■ WHAT IS NEEDED ■
Could you repeat the records below exactly, leaving out any pictures?

(Records with interface code)
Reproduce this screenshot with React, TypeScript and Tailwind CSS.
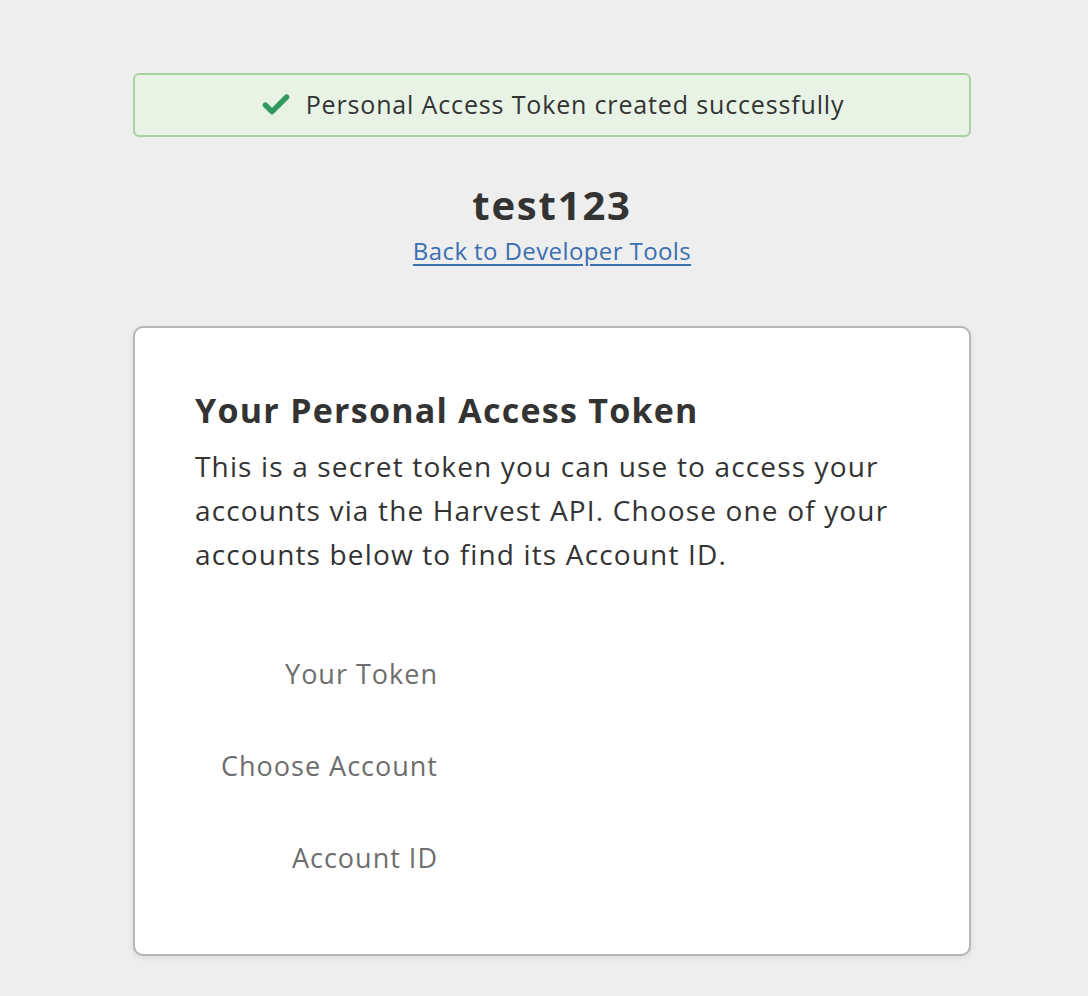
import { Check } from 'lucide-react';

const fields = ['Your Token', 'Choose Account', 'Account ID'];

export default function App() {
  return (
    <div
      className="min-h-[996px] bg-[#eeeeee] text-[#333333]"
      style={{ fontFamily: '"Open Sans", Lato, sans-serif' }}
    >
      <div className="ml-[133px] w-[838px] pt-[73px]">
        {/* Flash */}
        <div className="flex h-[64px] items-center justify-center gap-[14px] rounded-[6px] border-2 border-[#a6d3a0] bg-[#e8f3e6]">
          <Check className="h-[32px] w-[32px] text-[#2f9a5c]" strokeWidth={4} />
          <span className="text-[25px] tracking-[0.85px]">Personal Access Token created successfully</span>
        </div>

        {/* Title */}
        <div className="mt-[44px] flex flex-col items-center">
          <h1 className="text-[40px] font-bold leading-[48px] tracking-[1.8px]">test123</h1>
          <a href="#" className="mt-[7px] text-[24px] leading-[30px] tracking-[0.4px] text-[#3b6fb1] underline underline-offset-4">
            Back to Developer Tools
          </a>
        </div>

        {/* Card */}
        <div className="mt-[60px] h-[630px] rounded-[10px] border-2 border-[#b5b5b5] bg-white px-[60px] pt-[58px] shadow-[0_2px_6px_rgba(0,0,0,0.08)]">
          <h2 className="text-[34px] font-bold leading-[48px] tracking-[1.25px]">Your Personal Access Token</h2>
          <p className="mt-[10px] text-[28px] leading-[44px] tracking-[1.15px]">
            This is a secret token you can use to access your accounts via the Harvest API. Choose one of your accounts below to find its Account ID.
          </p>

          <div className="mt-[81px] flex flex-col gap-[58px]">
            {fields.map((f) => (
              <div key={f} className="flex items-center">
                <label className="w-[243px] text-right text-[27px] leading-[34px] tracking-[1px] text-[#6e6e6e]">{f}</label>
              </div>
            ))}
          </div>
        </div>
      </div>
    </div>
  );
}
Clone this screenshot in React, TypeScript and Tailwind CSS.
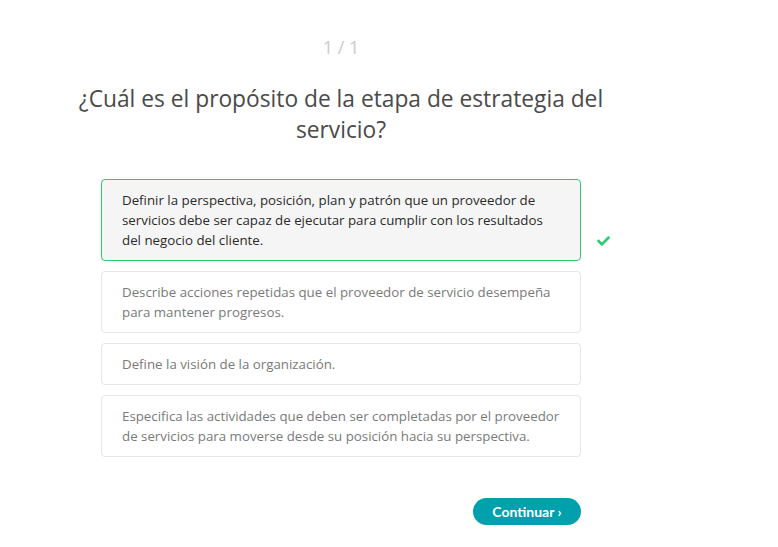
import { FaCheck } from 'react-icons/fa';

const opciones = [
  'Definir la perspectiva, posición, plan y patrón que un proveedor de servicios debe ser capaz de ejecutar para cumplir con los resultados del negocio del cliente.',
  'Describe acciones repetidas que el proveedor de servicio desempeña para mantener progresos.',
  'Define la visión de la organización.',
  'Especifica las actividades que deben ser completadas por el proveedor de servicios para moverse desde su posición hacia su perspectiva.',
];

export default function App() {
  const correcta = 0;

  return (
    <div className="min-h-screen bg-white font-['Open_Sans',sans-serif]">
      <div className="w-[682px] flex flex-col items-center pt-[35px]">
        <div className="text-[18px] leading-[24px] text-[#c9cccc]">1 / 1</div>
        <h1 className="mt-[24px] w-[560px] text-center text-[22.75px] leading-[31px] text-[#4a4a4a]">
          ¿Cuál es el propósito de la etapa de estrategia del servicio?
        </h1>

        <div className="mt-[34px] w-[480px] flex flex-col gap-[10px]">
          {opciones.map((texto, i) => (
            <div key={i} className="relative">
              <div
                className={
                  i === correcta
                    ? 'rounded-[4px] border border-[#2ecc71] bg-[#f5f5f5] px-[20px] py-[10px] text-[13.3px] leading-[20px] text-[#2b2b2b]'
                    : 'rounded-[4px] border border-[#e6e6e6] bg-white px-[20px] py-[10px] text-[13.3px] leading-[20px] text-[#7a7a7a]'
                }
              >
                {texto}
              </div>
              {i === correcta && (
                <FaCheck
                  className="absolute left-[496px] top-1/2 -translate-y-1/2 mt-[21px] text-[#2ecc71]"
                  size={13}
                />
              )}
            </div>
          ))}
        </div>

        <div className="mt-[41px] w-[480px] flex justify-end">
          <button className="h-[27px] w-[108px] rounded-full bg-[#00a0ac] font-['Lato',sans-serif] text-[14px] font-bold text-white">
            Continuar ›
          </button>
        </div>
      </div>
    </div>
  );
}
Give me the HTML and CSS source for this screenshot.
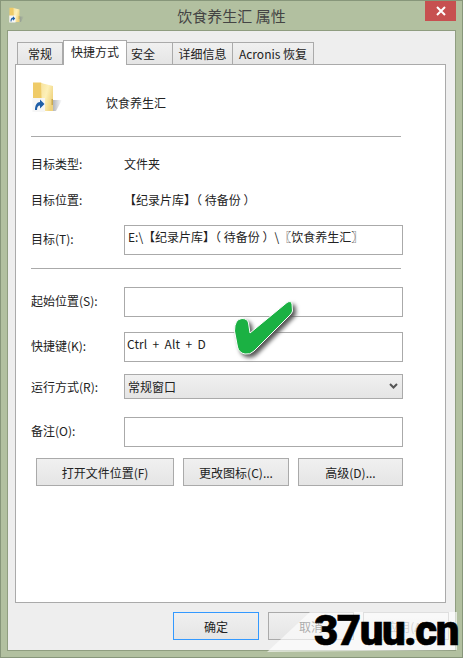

■ WRITTEN SOLUTION ■
Reproduce this screenshot with React, TypeScript and Tailwind CSS.
import { Check } from 'lucide-react';

const fields = ['Your Token', 'Choose Account', 'Account ID'];

export default function App() {
  return (
    <div
      className="min-h-[996px] bg-[#eeeeee] text-[#333333]"
      style={{ fontFamily: '"Open Sans", Lato, sans-serif' }}
    >
      <div className="ml-[133px] w-[838px] pt-[73px]">
        {/* Flash */}
        <div className="flex h-[64px] items-center justify-center gap-[14px] rounded-[6px] border-2 border-[#a6d3a0] bg-[#e8f3e6]">
          <Check className="h-[32px] w-[32px] text-[#2f9a5c]" strokeWidth={4} />
          <span className="text-[25px] tracking-[0.85px]">Personal Access Token created successfully</span>
        </div>

        {/* Title */}
        <div className="mt-[44px] flex flex-col items-center">
          <h1 className="text-[40px] font-bold leading-[48px] tracking-[1.8px]">test123</h1>
          <a href="#" className="mt-[7px] text-[24px] leading-[30px] tracking-[0.4px] text-[#3b6fb1] underline underline-offset-4">
            Back to Developer Tools
          </a>
        </div>

        {/* Card */}
        <div className="mt-[60px] h-[630px] rounded-[10px] border-2 border-[#b5b5b5] bg-white px-[60px] pt-[58px] shadow-[0_2px_6px_rgba(0,0,0,0.08)]">
          <h2 className="text-[34px] font-bold leading-[48px] tracking-[1.25px]">Your Personal Access Token</h2>
          <p className="mt-[10px] text-[28px] leading-[44px] tracking-[1.15px]">
            This is a secret token you can use to access your accounts via the Harvest API. Choose one of your accounts below to find its Account ID.
          </p>

          <div className="mt-[81px] flex flex-col gap-[58px]">
            {fields.map((f) => (
              <div key={f} className="flex items-center">
                <label className="w-[243px] text-right text-[27px] leading-[34px] tracking-[1px] text-[#6e6e6e]">{f}</label>
              </div>
            ))}
          </div>
        </div>
      </div>
    </div>
  );
}
Clone this screenshot in React, TypeScript and Tailwind CSS.
import { FaCheck } from 'react-icons/fa';

const opciones = [
  'Definir la perspectiva, posición, plan y patrón que un proveedor de servicios debe ser capaz de ejecutar para cumplir con los resultados del negocio del cliente.',
  'Describe acciones repetidas que el proveedor de servicio desempeña para mantener progresos.',
  'Define la visión de la organización.',
  'Especifica las actividades que deben ser completadas por el proveedor de servicios para moverse desde su posición hacia su perspectiva.',
];

export default function App() {
  const correcta = 0;

  return (
    <div className="min-h-screen bg-white font-['Open_Sans',sans-serif]">
      <div className="w-[682px] flex flex-col items-center pt-[35px]">
        <div className="text-[18px] leading-[24px] text-[#c9cccc]">1 / 1</div>
        <h1 className="mt-[24px] w-[560px] text-center text-[22.75px] leading-[31px] text-[#4a4a4a]">
          ¿Cuál es el propósito de la etapa de estrategia del servicio?
        </h1>

        <div className="mt-[34px] w-[480px] flex flex-col gap-[10px]">
          {opciones.map((texto, i) => (
            <div key={i} className="relative">
              <div
                className={
                  i === correcta
                    ? 'rounded-[4px] border border-[#2ecc71] bg-[#f5f5f5] px-[20px] py-[10px] text-[13.3px] leading-[20px] text-[#2b2b2b]'
                    : 'rounded-[4px] border border-[#e6e6e6] bg-white px-[20px] py-[10px] text-[13.3px] leading-[20px] text-[#7a7a7a]'
                }
              >
                {texto}
              </div>
              {i === correcta && (
                <FaCheck
                  className="absolute left-[496px] top-1/2 -translate-y-1/2 mt-[21px] text-[#2ecc71]"
                  size={13}
                />
              )}
            </div>
          ))}
        </div>

        <div className="mt-[41px] w-[480px] flex justify-end">
          <button className="h-[27px] w-[108px] rounded-full bg-[#00a0ac] font-['Lato',sans-serif] text-[14px] font-bold text-white">
            Continuar ›
          </button>
        </div>
      </div>
    </div>
  );
}
Give me the HTML and CSS source for this screenshot.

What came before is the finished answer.